> Problem to solve:
Only the lines from the start of the data through the line containing "const template = columns.map((c)" should be written out, exactly as they are, with both ends included and the pictures left out.

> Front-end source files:
┄┄┄┄┄┄
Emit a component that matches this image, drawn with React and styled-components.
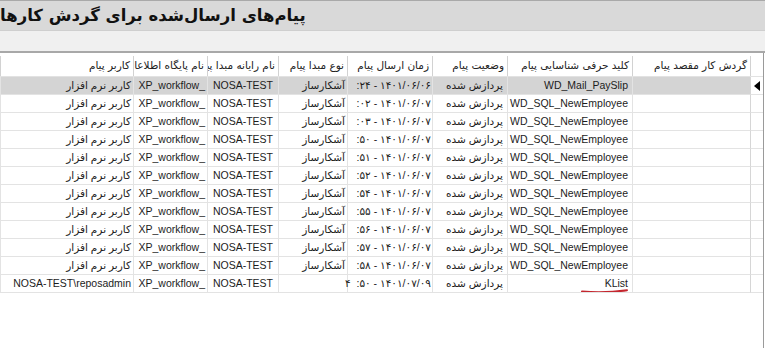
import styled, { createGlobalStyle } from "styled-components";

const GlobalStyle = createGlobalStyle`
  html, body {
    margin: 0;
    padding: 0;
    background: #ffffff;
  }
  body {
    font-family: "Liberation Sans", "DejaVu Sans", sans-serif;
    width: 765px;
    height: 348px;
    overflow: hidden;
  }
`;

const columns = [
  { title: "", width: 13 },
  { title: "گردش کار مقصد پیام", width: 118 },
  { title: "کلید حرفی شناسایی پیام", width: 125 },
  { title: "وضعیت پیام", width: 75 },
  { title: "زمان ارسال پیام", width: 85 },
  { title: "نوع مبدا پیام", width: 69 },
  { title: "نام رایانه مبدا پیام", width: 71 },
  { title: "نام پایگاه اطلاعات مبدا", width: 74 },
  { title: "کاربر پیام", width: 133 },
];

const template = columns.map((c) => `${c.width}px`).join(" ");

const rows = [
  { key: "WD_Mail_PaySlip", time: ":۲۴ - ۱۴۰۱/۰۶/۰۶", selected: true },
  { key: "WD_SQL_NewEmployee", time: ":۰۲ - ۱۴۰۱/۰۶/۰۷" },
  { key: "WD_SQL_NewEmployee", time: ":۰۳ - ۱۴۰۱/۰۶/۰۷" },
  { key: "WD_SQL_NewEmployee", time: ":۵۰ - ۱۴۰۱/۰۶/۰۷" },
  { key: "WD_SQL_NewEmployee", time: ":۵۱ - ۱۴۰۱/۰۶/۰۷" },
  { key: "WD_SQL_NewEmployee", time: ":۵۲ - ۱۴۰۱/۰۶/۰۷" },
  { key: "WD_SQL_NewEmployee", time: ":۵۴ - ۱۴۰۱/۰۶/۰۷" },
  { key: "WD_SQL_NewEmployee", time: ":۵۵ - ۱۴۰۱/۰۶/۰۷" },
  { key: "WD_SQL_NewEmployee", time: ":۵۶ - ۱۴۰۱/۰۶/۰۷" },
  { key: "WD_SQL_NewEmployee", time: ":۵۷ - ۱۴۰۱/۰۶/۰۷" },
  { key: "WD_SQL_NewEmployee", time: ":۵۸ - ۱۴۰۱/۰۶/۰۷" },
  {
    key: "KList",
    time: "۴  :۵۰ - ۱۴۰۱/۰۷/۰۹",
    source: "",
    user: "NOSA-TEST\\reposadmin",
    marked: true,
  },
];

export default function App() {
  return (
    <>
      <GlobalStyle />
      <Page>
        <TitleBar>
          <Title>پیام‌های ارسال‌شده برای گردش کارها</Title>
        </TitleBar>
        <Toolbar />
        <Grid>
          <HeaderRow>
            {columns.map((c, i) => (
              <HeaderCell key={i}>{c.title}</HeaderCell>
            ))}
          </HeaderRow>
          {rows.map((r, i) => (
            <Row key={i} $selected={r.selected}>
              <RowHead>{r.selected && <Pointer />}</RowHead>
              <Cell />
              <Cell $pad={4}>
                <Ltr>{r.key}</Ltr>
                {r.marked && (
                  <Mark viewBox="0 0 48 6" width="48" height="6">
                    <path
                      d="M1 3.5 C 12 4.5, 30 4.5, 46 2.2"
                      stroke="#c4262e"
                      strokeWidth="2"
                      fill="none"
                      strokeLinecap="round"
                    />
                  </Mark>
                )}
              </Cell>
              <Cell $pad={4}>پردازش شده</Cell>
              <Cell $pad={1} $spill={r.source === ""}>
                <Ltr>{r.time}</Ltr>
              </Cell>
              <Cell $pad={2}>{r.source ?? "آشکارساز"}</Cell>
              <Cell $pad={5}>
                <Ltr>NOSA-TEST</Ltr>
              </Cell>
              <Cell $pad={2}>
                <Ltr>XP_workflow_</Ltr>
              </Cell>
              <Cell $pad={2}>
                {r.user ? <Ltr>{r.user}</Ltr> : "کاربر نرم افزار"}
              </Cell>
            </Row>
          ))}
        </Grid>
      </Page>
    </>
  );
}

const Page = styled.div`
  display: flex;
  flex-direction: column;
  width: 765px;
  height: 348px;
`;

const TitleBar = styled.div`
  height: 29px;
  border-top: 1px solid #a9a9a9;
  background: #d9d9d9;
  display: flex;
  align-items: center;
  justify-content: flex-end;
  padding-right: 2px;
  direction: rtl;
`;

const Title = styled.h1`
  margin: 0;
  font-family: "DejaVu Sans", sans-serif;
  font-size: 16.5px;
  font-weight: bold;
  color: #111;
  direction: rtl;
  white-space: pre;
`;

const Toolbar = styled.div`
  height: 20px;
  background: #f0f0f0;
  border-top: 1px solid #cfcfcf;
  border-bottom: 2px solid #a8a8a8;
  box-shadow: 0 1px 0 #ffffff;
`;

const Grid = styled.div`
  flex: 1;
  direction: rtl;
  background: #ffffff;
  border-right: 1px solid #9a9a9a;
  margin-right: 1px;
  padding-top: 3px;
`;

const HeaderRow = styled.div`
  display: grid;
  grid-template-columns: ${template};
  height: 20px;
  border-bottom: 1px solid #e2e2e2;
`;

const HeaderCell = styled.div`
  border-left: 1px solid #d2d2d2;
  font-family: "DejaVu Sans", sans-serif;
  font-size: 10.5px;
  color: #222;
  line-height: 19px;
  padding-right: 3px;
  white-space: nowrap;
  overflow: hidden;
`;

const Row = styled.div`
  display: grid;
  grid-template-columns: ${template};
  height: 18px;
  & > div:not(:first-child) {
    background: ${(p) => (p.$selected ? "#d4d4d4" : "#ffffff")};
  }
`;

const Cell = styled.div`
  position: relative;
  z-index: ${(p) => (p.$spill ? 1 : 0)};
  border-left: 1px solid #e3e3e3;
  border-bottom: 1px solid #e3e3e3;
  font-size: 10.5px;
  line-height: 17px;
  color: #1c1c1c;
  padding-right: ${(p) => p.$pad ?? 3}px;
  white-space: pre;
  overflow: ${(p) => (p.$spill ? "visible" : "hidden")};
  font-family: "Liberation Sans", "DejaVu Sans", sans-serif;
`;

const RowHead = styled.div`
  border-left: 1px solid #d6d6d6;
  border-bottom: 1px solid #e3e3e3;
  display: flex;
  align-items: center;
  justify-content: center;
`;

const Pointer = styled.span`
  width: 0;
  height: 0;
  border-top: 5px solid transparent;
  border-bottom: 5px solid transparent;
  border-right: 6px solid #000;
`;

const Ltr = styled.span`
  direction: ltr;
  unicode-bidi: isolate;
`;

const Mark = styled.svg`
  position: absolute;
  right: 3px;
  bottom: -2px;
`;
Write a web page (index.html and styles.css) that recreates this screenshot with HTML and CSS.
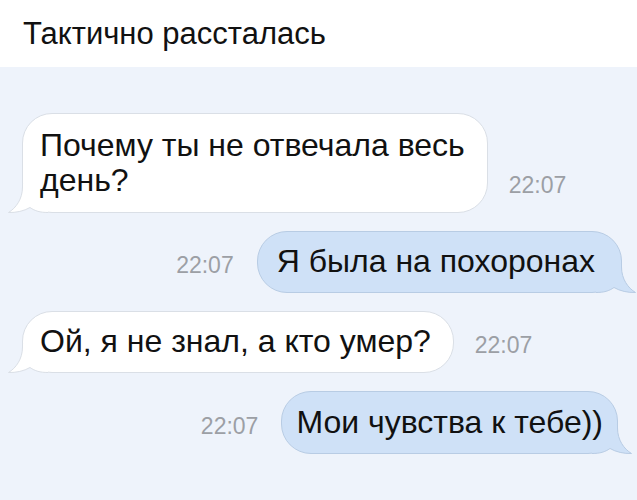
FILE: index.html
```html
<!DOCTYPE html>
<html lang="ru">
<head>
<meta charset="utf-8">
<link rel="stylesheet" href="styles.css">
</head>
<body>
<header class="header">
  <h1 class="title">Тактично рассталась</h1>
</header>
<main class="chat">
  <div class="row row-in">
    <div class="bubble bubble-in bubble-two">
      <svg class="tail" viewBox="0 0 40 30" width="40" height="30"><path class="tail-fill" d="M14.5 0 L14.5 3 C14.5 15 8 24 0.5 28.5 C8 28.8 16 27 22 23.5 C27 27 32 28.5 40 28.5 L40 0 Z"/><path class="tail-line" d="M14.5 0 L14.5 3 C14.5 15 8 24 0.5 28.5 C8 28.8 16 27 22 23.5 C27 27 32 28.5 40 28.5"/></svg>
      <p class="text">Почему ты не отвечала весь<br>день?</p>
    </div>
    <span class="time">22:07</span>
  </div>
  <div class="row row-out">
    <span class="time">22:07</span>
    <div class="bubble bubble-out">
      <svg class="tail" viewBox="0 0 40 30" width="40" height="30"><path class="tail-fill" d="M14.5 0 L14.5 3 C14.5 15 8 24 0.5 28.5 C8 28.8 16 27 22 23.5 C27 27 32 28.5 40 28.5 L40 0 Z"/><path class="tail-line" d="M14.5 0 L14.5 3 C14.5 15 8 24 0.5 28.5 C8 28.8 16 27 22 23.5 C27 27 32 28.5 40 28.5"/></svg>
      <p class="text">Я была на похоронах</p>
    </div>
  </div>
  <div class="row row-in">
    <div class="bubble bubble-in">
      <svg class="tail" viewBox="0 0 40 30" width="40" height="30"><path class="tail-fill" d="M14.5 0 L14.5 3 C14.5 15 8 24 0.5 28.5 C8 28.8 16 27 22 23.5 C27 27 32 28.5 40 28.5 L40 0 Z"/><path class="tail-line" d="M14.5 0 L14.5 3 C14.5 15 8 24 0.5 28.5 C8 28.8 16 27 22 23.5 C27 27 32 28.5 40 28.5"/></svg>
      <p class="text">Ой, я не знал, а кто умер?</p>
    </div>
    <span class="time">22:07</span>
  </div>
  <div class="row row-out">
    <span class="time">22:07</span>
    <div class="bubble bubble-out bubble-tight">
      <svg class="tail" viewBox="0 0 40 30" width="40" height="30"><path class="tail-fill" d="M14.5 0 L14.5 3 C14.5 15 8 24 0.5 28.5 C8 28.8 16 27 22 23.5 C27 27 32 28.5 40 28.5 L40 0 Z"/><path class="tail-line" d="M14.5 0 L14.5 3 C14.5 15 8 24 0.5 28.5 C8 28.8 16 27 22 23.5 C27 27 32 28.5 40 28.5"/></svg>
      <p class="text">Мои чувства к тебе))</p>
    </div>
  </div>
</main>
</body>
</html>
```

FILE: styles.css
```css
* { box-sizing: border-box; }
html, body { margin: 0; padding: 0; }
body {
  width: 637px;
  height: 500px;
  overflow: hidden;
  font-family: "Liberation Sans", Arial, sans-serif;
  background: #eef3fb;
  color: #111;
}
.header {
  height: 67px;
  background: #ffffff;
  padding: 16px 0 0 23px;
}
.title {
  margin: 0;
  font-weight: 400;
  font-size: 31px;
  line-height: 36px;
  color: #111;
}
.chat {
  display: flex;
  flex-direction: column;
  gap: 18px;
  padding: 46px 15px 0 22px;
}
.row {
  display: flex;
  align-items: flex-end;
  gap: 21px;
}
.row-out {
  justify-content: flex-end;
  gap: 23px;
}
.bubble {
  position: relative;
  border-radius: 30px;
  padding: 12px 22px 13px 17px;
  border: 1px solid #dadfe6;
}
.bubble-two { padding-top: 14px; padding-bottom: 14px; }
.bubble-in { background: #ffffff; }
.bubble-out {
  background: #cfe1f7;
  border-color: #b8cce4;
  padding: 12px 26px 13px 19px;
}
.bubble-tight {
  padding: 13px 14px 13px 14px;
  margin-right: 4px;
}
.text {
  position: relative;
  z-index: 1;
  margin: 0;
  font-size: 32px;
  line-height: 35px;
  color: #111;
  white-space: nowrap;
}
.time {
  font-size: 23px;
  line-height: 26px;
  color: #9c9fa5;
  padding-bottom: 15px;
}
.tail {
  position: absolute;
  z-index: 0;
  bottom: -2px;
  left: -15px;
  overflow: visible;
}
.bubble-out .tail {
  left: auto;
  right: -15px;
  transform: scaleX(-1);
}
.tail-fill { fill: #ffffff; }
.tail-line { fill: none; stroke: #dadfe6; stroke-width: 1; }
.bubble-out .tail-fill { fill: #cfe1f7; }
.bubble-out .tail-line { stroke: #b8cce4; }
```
┄┄┄┄┄┄
> Problem solution:
Emit a component that matches this image, drawn with React and styled-components.
import styled, { createGlobalStyle } from "styled-components";

const GlobalStyle = createGlobalStyle`
  html, body {
    margin: 0;
    padding: 0;
    background: #ffffff;
  }
  body {
    font-family: "Liberation Sans", "DejaVu Sans", sans-serif;
    width: 765px;
    height: 348px;
    overflow: hidden;
  }
`;

const columns = [
  { title: "", width: 13 },
  { title: "گردش کار مقصد پیام", width: 118 },
  { title: "کلید حرفی شناسایی پیام", width: 125 },
  { title: "وضعیت پیام", width: 75 },
  { title: "زمان ارسال پیام", width: 85 },
  { title: "نوع مبدا پیام", width: 69 },
  { title: "نام رایانه مبدا پیام", width: 71 },
  { title: "نام پایگاه اطلاعات مبدا", width: 74 },
  { title: "کاربر پیام", width: 133 },
];

const template = columns.map((c) => `${c.width}px`).join(" ");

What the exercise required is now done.